ELLE. Le film « The bears » de Jafar Panahi, dont vous êtes l’actrice principale vient de remporter le prix spécial du jury à la Mostra de Venise. Le réalisateur a écopé de six ans de prison en Iran, il est enfermé, et c’est vous qui le représentez sur scène. C’est une responsabilité...
M.K. C’est un honneur, je suis comme son ambassadrice, et celle de son cinéma, mais c’est aussi une immense tristesse car c’est lui qui devrait être là plutôt que de croupir dans une cellule. Mais c’est dans ces moments-là où je dois être forte pour eux, et où je suis heureuse d’être un symbole.

ELLE. Cette semaine, à Paris, un festival du film iranien a lieu et chaque jour un film est projeté à l’UGC des Halles.
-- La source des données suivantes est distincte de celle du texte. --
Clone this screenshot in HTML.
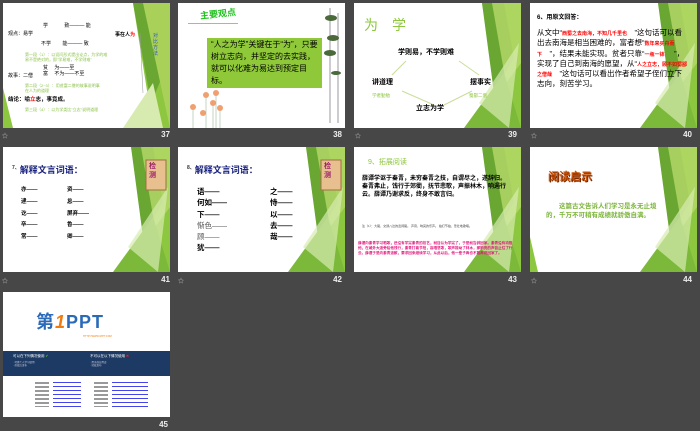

C’est important pour vous ?
M.K. C’est essentiel. C’est une façon de faire un bras d’honneur à ceux qui nous oppressent. De leur montrer que nous existons. Ils ne veulent pas de nous en Iran, c’est donc important que d’autres pays soit un relais de notre art. Plus il y a de films, d’artistes, d’actrices et d’acteurs qui peuvent exercer leur métier et le montrer, et plus je suis heureuse.